Prompt:
Without the images, write out all of the following entries exactly.

Record extracts:
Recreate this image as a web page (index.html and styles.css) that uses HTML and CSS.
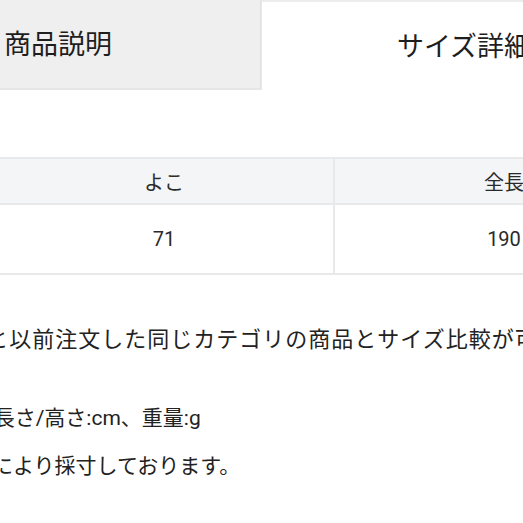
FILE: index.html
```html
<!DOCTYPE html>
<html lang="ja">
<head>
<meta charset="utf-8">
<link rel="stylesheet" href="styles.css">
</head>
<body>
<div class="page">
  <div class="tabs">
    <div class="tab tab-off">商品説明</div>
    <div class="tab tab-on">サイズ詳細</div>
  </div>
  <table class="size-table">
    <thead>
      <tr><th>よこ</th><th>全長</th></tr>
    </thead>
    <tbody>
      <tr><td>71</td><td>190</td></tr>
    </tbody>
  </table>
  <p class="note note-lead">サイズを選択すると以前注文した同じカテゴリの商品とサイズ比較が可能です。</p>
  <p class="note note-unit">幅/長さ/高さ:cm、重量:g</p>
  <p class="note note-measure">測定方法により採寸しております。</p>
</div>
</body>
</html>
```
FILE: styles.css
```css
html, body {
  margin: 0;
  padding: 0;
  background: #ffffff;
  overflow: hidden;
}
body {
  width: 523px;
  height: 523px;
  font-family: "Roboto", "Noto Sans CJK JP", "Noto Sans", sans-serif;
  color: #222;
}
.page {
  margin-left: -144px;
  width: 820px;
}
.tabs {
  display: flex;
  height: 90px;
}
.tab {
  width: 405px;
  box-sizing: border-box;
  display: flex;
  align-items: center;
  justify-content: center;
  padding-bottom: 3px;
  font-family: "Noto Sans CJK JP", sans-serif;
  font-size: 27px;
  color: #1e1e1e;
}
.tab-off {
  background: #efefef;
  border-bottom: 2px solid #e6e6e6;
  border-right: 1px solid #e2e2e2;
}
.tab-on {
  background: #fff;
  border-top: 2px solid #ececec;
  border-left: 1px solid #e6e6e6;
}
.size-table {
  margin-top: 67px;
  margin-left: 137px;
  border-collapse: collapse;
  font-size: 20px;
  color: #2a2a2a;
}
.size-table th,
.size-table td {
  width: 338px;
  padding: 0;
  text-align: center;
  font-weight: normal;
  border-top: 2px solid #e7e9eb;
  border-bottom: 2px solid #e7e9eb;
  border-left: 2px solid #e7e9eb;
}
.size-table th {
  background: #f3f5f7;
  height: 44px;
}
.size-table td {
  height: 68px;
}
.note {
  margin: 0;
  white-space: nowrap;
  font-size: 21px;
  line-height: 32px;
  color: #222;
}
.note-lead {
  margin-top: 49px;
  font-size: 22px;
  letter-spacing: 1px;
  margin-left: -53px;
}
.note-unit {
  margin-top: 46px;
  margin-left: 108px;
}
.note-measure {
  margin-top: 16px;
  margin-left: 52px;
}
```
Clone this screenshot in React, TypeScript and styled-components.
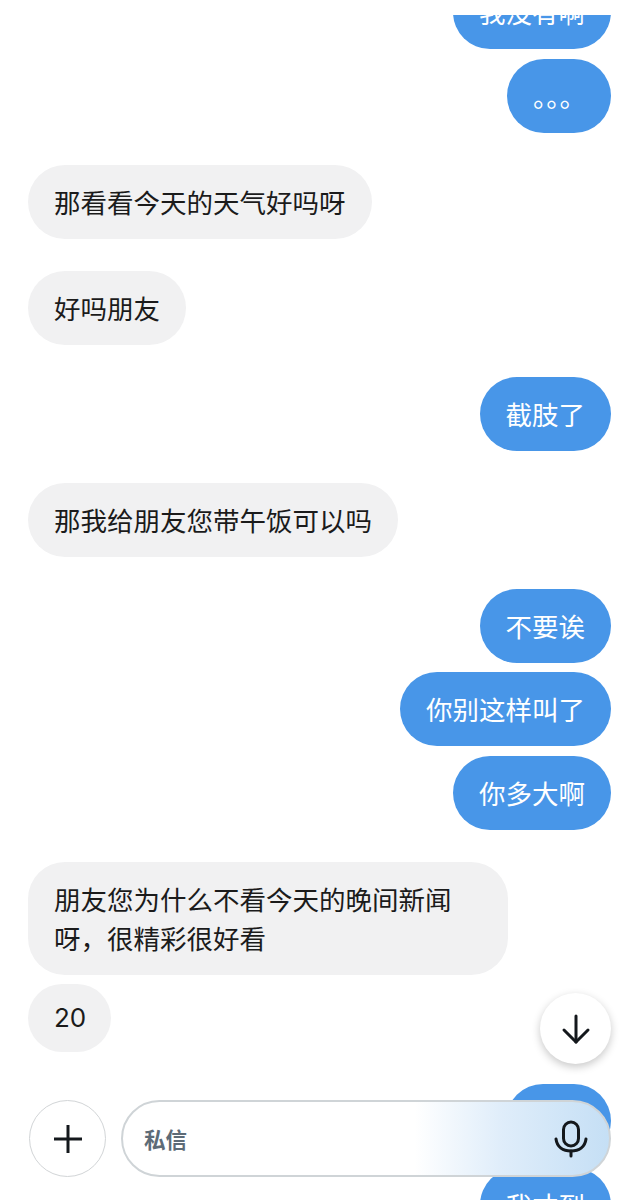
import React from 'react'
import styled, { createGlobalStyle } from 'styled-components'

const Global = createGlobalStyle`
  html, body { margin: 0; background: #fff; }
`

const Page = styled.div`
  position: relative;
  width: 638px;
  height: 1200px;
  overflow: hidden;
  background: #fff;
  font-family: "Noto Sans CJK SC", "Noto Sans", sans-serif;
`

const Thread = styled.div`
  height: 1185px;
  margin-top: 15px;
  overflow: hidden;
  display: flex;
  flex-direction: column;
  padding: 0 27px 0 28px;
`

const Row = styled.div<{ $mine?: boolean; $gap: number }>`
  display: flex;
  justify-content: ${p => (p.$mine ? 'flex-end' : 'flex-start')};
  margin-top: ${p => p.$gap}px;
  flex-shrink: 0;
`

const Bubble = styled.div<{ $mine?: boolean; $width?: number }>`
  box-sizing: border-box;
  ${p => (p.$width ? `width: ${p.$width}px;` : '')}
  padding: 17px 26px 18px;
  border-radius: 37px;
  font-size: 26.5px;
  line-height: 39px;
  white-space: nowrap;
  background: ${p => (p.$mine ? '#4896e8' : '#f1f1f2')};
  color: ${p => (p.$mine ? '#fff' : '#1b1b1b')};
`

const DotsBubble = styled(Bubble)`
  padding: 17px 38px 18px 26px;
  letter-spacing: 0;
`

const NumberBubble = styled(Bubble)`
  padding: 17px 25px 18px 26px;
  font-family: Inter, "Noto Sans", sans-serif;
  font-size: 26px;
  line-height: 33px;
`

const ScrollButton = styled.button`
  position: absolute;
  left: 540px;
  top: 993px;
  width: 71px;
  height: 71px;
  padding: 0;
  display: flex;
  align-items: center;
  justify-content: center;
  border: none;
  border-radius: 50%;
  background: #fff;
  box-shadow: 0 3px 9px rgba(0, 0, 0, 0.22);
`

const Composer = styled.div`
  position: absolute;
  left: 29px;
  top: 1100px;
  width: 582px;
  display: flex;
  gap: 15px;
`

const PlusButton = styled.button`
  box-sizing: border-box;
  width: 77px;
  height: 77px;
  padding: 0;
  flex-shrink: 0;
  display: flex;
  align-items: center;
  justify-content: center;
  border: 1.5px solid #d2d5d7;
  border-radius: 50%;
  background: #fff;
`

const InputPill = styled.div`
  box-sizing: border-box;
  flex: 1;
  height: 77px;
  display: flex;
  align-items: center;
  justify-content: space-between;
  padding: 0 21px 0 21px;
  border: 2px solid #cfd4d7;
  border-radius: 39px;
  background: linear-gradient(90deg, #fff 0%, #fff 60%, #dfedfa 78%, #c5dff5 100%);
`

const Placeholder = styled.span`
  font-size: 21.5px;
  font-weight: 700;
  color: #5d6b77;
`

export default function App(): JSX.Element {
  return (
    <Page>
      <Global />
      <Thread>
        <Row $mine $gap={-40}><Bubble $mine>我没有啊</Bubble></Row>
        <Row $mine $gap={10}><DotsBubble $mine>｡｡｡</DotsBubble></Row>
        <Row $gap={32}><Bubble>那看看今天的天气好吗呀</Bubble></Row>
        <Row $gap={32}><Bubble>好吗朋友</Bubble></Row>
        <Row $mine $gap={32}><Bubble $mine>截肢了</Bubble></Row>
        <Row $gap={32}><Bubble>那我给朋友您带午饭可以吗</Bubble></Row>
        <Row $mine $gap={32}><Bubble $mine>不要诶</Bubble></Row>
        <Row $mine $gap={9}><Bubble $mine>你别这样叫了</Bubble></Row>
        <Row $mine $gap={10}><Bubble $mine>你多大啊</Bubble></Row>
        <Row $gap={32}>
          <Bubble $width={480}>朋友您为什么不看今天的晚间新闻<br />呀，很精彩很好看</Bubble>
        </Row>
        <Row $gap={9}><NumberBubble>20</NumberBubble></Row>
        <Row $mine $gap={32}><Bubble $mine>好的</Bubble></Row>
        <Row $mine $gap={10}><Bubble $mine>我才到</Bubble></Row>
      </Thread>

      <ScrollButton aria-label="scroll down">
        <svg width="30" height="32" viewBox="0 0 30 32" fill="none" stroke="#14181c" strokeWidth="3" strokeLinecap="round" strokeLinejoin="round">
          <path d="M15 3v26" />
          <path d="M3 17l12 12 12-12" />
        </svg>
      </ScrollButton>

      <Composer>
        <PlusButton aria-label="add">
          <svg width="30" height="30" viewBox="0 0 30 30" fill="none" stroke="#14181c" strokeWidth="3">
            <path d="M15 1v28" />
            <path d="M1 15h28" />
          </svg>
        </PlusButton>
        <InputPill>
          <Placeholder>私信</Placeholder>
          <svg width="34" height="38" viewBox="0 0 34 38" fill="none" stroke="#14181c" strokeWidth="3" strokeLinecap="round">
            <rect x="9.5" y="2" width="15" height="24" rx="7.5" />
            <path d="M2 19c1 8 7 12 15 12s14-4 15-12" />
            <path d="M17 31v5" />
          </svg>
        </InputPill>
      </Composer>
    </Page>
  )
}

Expected answer:
Recreate this image as a web page (index.html and styles.css) that uses HTML and CSS.
FILE: index.html
```html
<!DOCTYPE html>
<html lang="ja">
<head>
<meta charset="utf-8">
<link rel="stylesheet" href="styles.css">
</head>
<body>
<div class="page">
  <div class="tabs">
    <div class="tab tab-off">商品説明</div>
    <div class="tab tab-on">サイズ詳細</div>
  </div>
  <table class="size-table">
    <thead>
      <tr><th>よこ</th><th>全長</th></tr>
    </thead>
    <tbody>
      <tr><td>71</td><td>190</td></tr>
    </tbody>
  </table>
  <p class="note note-lead">サイズを選択すると以前注文した同じカテゴリの商品とサイズ比較が可能です。</p>
  <p class="note note-unit">幅/長さ/高さ:cm、重量:g</p>
  <p class="note note-measure">測定方法により採寸しております。</p>
</div>
</body>
</html>
```
FILE: styles.css
```css
html, body {
  margin: 0;
  padding: 0;
  background: #ffffff;
  overflow: hidden;
}
body {
  width: 523px;
  height: 523px;
  font-family: "Roboto", "Noto Sans CJK JP", "Noto Sans", sans-serif;
  color: #222;
}
.page {
  margin-left: -144px;
  width: 820px;
}
.tabs {
  display: flex;
  height: 90px;
}
.tab {
  width: 405px;
  box-sizing: border-box;
  display: flex;
  align-items: center;
  justify-content: center;
  padding-bottom: 3px;
  font-family: "Noto Sans CJK JP", sans-serif;
  font-size: 27px;
  color: #1e1e1e;
}
.tab-off {
  background: #efefef;
  border-bottom: 2px solid #e6e6e6;
  border-right: 1px solid #e2e2e2;
}
.tab-on {
  background: #fff;
  border-top: 2px solid #ececec;
  border-left: 1px solid #e6e6e6;
}
.size-table {
  margin-top: 67px;
  margin-left: 137px;
  border-collapse: collapse;
  font-size: 20px;
  color: #2a2a2a;
}
.size-table th,
.size-table td {
  width: 338px;
  padding: 0;
  text-align: center;
  font-weight: normal;
  border-top: 2px solid #e7e9eb;
  border-bottom: 2px solid #e7e9eb;
  border-left: 2px solid #e7e9eb;
}
.size-table th {
  background: #f3f5f7;
  height: 44px;
}
.size-table td {
  height: 68px;
}
.note {
  margin: 0;
  white-space: nowrap;
  font-size: 21px;
  line-height: 32px;
  color: #222;
}
.note-lead {
  margin-top: 49px;
  font-size: 22px;
  letter-spacing: 1px;
  margin-left: -53px;
}
.note-unit {
  margin-top: 46px;
  margin-left: 108px;
}
.note-measure {
  margin-top: 16px;
  margin-left: 52px;
}
```
Clone this screenshot in React, TypeScript and styled-components.
import React from 'react'
import styled, { createGlobalStyle } from 'styled-components'

const Global = createGlobalStyle`
  html, body { margin: 0; background: #fff; }
`

const Page = styled.div`
  position: relative;
  width: 638px;
  height: 1200px;
  overflow: hidden;
  background: #fff;
  font-family: "Noto Sans CJK SC", "Noto Sans", sans-serif;
`

const Thread = styled.div`
  height: 1185px;
  margin-top: 15px;
  overflow: hidden;
  display: flex;
  flex-direction: column;
  padding: 0 27px 0 28px;
`

const Row = styled.div<{ $mine?: boolean; $gap: number }>`
  display: flex;
  justify-content: ${p => (p.$mine ? 'flex-end' : 'flex-start')};
  margin-top: ${p => p.$gap}px;
  flex-shrink: 0;
`

const Bubble = styled.div<{ $mine?: boolean; $width?: number }>`
  box-sizing: border-box;
  ${p => (p.$width ? `width: ${p.$width}px;` : '')}
  padding: 17px 26px 18px;
  border-radius: 37px;
  font-size: 26.5px;
  line-height: 39px;
  white-space: nowrap;
  background: ${p => (p.$mine ? '#4896e8' : '#f1f1f2')};
  color: ${p => (p.$mine ? '#fff' : '#1b1b1b')};
`

const DotsBubble = styled(Bubble)`
  padding: 17px 38px 18px 26px;
  letter-spacing: 0;
`

const NumberBubble = styled(Bubble)`
  padding: 17px 25px 18px 26px;
  font-family: Inter, "Noto Sans", sans-serif;
  font-size: 26px;
  line-height: 33px;
`

const ScrollButton = styled.button`
  position: absolute;
  left: 540px;
  top: 993px;
  width: 71px;
  height: 71px;
  padding: 0;
  display: flex;
  align-items: center;
  justify-content: center;
  border: none;
  border-radius: 50%;
  background: #fff;
  box-shadow: 0 3px 9px rgba(0, 0, 0, 0.22);
`

const Composer = styled.div`
  position: absolute;
  left: 29px;
  top: 1100px;
  width: 582px;
  display: flex;
  gap: 15px;
`

const PlusButton = styled.button`
  box-sizing: border-box;
  width: 77px;
  height: 77px;
  padding: 0;
  flex-shrink: 0;
  display: flex;
  align-items: center;
  justify-content: center;
  border: 1.5px solid #d2d5d7;
  border-radius: 50%;
  background: #fff;
`

const InputPill = styled.div`
  box-sizing: border-box;
  flex: 1;
  height: 77px;
  display: flex;
  align-items: center;
  justify-content: space-between;
  padding: 0 21px 0 21px;
  border: 2px solid #cfd4d7;
  border-radius: 39px;
  background: linear-gradient(90deg, #fff 0%, #fff 60%, #dfedfa 78%, #c5dff5 100%);
`

const Placeholder = styled.span`
  font-size: 21.5px;
  font-weight: 700;
  color: #5d6b77;
`

export default function App(): JSX.Element {
  return (
    <Page>
      <Global />
      <Thread>
        <Row $mine $gap={-40}><Bubble $mine>我没有啊</Bubble></Row>
        <Row $mine $gap={10}><DotsBubble $mine>｡｡｡</DotsBubble></Row>
        <Row $gap={32}><Bubble>那看看今天的天气好吗呀</Bubble></Row>
        <Row $gap={32}><Bubble>好吗朋友</Bubble></Row>
        <Row $mine $gap={32}><Bubble $mine>截肢了</Bubble></Row>
        <Row $gap={32}><Bubble>那我给朋友您带午饭可以吗</Bubble></Row>
        <Row $mine $gap={32}><Bubble $mine>不要诶</Bubble></Row>
        <Row $mine $gap={9}><Bubble $mine>你别这样叫了</Bubble></Row>
        <Row $mine $gap={10}><Bubble $mine>你多大啊</Bubble></Row>
        <Row $gap={32}>
          <Bubble $width={480}>朋友您为什么不看今天的晚间新闻<br />呀，很精彩很好看</Bubble>
        </Row>
        <Row $gap={9}><NumberBubble>20</NumberBubble></Row>
        <Row $mine $gap={32}><Bubble $mine>好的</Bubble></Row>
        <Row $mine $gap={10}><Bubble $mine>我才到</Bubble></Row>
      </Thread>

      <ScrollButton aria-label="scroll down">
        <svg width="30" height="32" viewBox="0 0 30 32" fill="none" stroke="#14181c" strokeWidth="3" strokeLinecap="round" strokeLinejoin="round">
          <path d="M15 3v26" />
          <path d="M3 17l12 12 12-12" />
        </svg>
      </ScrollButton>

      <Composer>
        <PlusButton aria-label="add">
          <svg width="30" height="30" viewBox="0 0 30 30" fill="none" stroke="#14181c" strokeWidth="3">
            <path d="M15 1v28" />
            <path d="M1 15h28" />
          </svg>
        </PlusButton>
        <InputPill>
          <Placeholder>私信</Placeholder>
          <svg width="34" height="38" viewBox="0 0 34 38" fill="none" stroke="#14181c" strokeWidth="3" strokeLinecap="round">
            <rect x="9.5" y="2" width="15" height="24" rx="7.5" />
            <path d="M2 19c1 8 7 12 15 12s14-4 15-12" />
            <path d="M17 31v5" />
          </svg>
        </InputPill>
      </Composer>
    </Page>
  )
}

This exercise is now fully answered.